Orientação da criança por meio dos pais e com ajuda da escola, dos avós e quem mais estivesse diretamente envolvido com o desenvolvimento da criança. Aqui entraria a importância de não permitir nem proibir (ou coibir) tudo. A importância do equilíbrio, da conversa, em vez da extrema vigilância ou da negligência. Era primordial dar exemplo, mostrar como no lugar de apenas exigir, ou seja, “faça o que eu falo não faça o que eu faço”. Isso não funciona. Ensinar e dar tempo, esperar a maturação, confiar, não querer controlar.

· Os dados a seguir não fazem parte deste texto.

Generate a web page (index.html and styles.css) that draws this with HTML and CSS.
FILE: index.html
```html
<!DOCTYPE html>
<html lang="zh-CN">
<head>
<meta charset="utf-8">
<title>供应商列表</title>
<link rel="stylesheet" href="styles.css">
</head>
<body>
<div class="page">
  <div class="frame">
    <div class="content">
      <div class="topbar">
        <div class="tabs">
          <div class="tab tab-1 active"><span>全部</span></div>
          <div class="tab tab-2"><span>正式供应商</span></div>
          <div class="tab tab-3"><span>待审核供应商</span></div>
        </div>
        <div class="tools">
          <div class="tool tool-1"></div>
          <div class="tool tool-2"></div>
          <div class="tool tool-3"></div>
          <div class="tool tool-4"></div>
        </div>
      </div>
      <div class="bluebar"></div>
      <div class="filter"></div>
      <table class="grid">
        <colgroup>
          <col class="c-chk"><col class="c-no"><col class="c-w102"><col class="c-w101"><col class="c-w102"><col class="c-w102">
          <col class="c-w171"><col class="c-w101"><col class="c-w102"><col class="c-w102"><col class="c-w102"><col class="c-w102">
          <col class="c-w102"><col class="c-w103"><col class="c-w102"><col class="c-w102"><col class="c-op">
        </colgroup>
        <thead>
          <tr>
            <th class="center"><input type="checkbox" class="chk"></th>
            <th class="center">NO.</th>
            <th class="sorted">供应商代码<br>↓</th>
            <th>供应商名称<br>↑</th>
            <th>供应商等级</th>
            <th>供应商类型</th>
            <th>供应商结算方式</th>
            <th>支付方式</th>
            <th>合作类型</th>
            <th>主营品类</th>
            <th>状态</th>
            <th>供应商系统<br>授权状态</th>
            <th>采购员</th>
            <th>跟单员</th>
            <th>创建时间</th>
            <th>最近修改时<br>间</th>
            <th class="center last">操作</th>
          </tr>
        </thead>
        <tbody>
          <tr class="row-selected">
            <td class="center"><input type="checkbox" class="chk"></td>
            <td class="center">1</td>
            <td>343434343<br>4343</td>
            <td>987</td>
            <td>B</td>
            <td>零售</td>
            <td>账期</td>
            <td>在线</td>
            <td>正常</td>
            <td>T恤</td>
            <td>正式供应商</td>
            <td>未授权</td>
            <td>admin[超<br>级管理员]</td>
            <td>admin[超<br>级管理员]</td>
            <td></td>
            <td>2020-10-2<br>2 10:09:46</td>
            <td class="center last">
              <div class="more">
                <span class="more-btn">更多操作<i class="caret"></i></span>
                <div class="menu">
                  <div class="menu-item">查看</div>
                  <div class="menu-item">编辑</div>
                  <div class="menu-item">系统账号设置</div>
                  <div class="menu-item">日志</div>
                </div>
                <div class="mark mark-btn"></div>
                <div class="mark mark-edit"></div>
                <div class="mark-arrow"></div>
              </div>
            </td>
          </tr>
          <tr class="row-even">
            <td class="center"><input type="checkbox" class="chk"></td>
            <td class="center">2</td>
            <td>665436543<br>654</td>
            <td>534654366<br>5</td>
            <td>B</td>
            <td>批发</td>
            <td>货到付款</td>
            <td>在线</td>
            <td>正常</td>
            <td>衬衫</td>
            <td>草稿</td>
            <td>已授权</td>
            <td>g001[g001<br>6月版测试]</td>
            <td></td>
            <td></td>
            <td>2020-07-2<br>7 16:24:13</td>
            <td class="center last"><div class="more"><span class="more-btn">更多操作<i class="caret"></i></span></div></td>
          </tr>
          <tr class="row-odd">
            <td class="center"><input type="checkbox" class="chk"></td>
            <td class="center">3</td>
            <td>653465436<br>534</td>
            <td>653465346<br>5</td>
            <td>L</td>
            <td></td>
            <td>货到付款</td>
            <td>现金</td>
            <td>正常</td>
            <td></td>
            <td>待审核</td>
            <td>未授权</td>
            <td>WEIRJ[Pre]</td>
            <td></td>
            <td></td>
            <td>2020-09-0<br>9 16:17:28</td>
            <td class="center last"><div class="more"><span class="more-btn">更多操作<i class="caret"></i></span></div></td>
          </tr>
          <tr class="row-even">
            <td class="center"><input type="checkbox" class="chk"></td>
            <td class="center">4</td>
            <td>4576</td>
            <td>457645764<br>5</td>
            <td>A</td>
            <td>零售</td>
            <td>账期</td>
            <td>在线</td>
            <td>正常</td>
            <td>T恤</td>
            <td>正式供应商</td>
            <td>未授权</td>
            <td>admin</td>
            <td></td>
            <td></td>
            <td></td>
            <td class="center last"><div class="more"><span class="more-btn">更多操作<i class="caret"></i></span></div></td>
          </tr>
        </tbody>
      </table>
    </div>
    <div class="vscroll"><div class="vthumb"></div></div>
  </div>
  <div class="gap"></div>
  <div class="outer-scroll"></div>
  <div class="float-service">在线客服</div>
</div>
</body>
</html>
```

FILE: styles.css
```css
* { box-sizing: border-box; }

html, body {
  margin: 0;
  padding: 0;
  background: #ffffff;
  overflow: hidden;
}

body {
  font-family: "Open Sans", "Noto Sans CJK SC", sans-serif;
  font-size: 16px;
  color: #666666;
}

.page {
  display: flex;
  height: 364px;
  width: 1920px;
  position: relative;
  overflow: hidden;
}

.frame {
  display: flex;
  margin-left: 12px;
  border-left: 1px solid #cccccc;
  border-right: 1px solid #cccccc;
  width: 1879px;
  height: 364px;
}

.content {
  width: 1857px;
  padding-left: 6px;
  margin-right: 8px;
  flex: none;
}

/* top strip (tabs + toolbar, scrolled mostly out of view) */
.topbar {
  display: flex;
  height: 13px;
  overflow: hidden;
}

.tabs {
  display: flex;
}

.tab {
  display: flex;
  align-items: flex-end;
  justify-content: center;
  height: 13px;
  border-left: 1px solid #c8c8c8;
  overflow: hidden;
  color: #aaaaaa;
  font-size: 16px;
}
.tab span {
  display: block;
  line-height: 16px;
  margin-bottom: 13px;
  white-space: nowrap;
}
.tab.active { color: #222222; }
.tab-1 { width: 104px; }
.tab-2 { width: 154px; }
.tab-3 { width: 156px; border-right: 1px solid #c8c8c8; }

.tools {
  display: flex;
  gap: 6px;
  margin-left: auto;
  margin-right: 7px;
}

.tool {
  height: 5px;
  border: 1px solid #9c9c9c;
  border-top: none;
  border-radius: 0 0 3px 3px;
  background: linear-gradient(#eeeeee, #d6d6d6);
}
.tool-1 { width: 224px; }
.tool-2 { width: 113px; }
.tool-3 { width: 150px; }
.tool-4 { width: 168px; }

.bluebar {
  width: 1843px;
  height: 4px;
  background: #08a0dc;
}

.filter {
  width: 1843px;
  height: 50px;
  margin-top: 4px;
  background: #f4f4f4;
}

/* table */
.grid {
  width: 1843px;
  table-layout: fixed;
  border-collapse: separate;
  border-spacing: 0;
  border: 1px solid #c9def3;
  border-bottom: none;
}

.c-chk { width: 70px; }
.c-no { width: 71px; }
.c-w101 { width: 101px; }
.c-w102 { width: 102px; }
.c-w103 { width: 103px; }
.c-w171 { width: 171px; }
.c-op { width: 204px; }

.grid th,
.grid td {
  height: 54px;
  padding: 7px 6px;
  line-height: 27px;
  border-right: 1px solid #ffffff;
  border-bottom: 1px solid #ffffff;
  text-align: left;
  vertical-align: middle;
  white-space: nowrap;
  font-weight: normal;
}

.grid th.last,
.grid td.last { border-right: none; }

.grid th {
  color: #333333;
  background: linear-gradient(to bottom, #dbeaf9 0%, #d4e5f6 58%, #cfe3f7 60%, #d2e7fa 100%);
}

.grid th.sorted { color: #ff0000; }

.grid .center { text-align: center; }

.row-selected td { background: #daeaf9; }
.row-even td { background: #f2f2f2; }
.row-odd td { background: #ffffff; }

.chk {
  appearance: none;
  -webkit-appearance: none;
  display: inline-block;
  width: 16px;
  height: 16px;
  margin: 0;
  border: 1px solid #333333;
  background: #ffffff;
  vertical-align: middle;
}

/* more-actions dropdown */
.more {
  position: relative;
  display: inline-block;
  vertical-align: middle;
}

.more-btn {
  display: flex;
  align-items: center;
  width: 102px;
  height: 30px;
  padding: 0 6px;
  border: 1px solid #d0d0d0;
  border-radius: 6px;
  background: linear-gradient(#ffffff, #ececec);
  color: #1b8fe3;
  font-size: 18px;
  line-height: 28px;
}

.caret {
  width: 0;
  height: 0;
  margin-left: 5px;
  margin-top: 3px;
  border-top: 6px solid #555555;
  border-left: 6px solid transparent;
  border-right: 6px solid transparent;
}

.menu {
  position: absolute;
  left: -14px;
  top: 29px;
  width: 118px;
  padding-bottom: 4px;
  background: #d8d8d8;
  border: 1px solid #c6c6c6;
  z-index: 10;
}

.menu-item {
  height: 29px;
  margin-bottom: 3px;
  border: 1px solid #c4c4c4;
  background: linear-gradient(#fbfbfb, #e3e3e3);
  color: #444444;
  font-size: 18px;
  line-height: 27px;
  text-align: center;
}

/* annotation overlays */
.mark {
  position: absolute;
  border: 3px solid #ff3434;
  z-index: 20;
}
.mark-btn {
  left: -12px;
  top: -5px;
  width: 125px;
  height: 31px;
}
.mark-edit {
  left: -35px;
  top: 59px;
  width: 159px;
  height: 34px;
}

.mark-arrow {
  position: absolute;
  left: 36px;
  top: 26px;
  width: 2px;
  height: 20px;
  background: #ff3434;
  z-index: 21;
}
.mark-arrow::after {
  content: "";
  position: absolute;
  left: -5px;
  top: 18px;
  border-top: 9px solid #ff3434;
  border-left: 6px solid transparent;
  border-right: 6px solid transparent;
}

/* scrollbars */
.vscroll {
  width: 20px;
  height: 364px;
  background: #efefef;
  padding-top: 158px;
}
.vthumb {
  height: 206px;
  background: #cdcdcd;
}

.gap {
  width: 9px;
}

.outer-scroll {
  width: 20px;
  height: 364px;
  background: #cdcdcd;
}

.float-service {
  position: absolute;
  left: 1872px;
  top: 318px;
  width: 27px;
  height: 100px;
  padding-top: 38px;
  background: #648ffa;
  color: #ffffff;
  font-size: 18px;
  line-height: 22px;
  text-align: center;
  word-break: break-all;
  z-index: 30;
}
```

Para começar a pôr em prática, num exercício simples, passe a anotar o que você queria ter dito/feito em dada ocasião e o motivo de não ter dito/feito. “Reedite” aquela situação. O funcionário que, apesar de não poder/querer fazer extra, diz sim por medo de ser mandato embora por não se achar um bom funcionário. Ou aquela pessoa que não diz não para alguém que sempre a procura apenas na hora que precisa, por medo de ficar sozinho, perder amigos. Para começar a dizer não, tente pedir um prazo para dar a resposta. ‘Será que posso pensar até à tarde, até amanhã?’

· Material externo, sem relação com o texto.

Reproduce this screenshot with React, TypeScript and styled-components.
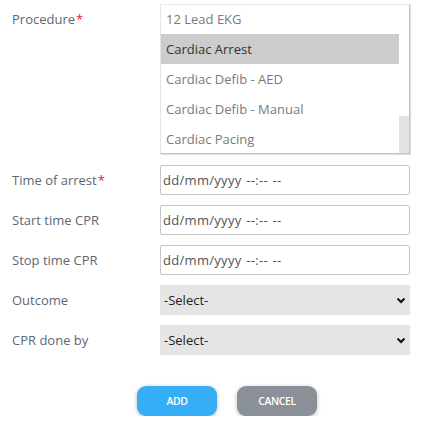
import React from 'react';
import styled, { createGlobalStyle } from 'styled-components';

const GlobalStyle = createGlobalStyle`
  html, body {
    margin: 0;
    padding: 0;
    background: #ffffff;
    font-family: "Open Sans", "Noto Sans", sans-serif;
  }
`;

const Form = styled.div`
  width: 423px;
  padding: 4px 13px 0 12px;
  box-sizing: border-box;
  display: flex;
  flex-direction: column;
`;

const Row = styled.div<{ $gap?: number }>`
  display: grid;
  grid-template-columns: 148px 250px;
  align-items: start;
  margin-top: ${(p) => p.$gap ?? 10}px;
  &:first-child {
    margin-top: 0;
  }
`;

const Label = styled.div`
  height: 30px;
  display: flex;
  align-items: center;
  font-size: 13px;
  color: #5d6873;
`;

const Req = styled.span`
  color: #e2231a;
  margin-left: 1px;
`;

const ListBox = styled.div`
  height: 150px;
  box-sizing: border-box;
  border-top: 1px solid #ececec;
  border-left: 1px solid #e4e4e4;
  border-right: 1px solid #c4c4c4;
  border-bottom: 1px solid #c4c4c4;
  box-shadow: 1px 1px 1px rgba(0, 0, 0, 0.12);
  display: grid;
  grid-template-columns: 1fr 10px;
  overflow: hidden;
`;

const Options = styled.div`
  display: flex;
  flex-direction: column;
  margin-top: -1px;
`;

const Option = styled.div<{ $selected?: boolean }>`
  height: 30px;
  flex: none;
  display: flex;
  align-items: center;
  padding-left: 5px;
  font-size: 13px;
  color: ${(p) => (p.$selected ? '#333333' : '#7a7a7a')};
  background: ${(p) => (p.$selected ? '#cccccc' : 'transparent')};
`;

const Track = styled.div`
  display: flex;
  flex-direction: column;
  justify-content: flex-end;
`;

const Thumb = styled.div`
  height: 38px;
  background: #e3e3e3;
`;

const DateInput = styled.div`
  height: 30px;
  box-sizing: border-box;
  border: 1px solid #c6c6c6;
  border-radius: 2px;
  display: flex;
  align-items: center;
  padding-left: 2px;
  font-size: 13px;
  letter-spacing: 0.3px;
  word-spacing: 1px;
  color: #555555;
`;

const Select = styled.div`
  height: 30px;
  background: #e5e5e5;
  display: flex;
  align-items: center;
  justify-content: space-between;
  padding: 0 4px 0 4px;
  font-size: 13px;
  color: #222222;
`;

const Buttons = styled.div`
  display: flex;
  justify-content: center;
  gap: 20px;
  margin-top: 31px;
  padding-left: 32px;
`;

const Button = styled.button<{ $variant: 'primary' | 'muted' }>`
  width: 80px;
  height: 30px;
  border: none;
  border-radius: 9px;
  font-family: "Open Sans", "Noto Sans", sans-serif;
  font-size: 10.5px;
  font-weight: 600;
  letter-spacing: -0.4px;
  color: #ffffff;
  background: ${(p) => (p.$variant === 'primary' ? '#35aef6' : '#8a9097')};
  box-shadow: 0 1px 4px rgba(0, 0, 0, 0.28);
`;

const Chevron = () => (
  <svg width="10" height="7" viewBox="0 0 10 7">
    <path d="M1.5 1.5 L5 5 L8.5 1.5" fill="none" stroke="#111" strokeWidth="2" />
  </svg>
);

const procedures = ['12 Lead EKG', 'Cardiac Arrest', 'Cardiac Defib - AED', 'Cardiac Defib - Manual', 'Cardiac Pacing'];

export default function App() {
  return (
    <>
      <GlobalStyle />
      <Form>
        <Row>
          <Label>
            Procedure<Req>*</Req>
          </Label>
          <ListBox>
            <Options>
              {procedures.map((p) => (
                <Option key={p} $selected={p === 'Cardiac Arrest'}>
                  {p}
                </Option>
              ))}
            </Options>
            <Track>
              <Thumb />
            </Track>
          </ListBox>
        </Row>
        <Row $gap={11}>
          <Label>
            Time of arrest<Req>*</Req>
          </Label>
          <DateInput>dd/mm/yyyy --:-- --</DateInput>
        </Row>
        <Row>
          <Label>Start time CPR</Label>
          <DateInput>dd/mm/yyyy --:-- --</DateInput>
        </Row>
        <Row>
          <Label>Stop time CPR</Label>
          <DateInput>dd/mm/yyyy --:-- --</DateInput>
        </Row>
        <Row>
          <Label>Outcome</Label>
          <Select>
            -Select-
            <Chevron />
          </Select>
        </Row>
        <Row>
          <Label>CPR done by</Label>
          <Select>
            -Select-
            <Chevron />
          </Select>
        </Row>
        <Buttons>
          <Button $variant="primary">ADD</Button>
          <Button $variant="muted">CANCEL</Button>
        </Buttons>
      </Form>
    </>
  );
}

Mas voltemos ao pensamento de que você seria criticado, ririam de você no mercado. O quanto era provável de esse motivo ter se tornado fato. O quanto você pensou que ocorreria em outras ocasiões correspondeu ao que aconteceu? Quais as vantagens de continuar pensando, agindo e sentindo assim? Quais as desvantagens. Qual outra maneira de pensar aquela situação? E, claro, faça essa reflexão no agora, visualizando o futuro. Treinar, ensaiar o pedido e prevenir quanto a resposta que essa pessoa teria dado, voltando à situação do mercado. Mas pode se ensaiar outras situações, seja com o seu parceiro, com seu filho, com seu amigo, na sala de aula, em qualquer contexto.

Aos poucos, é muito provável que você deixe de acreditar nos seus pensamentos disfuncionais e confie mais em algo concreto, e que mesmo que seja problemático, você consiga obter saídas para isso. E se não houver saída, aceite com mais serenidade o problema, porém, e o que mais importa, fale sobre ele.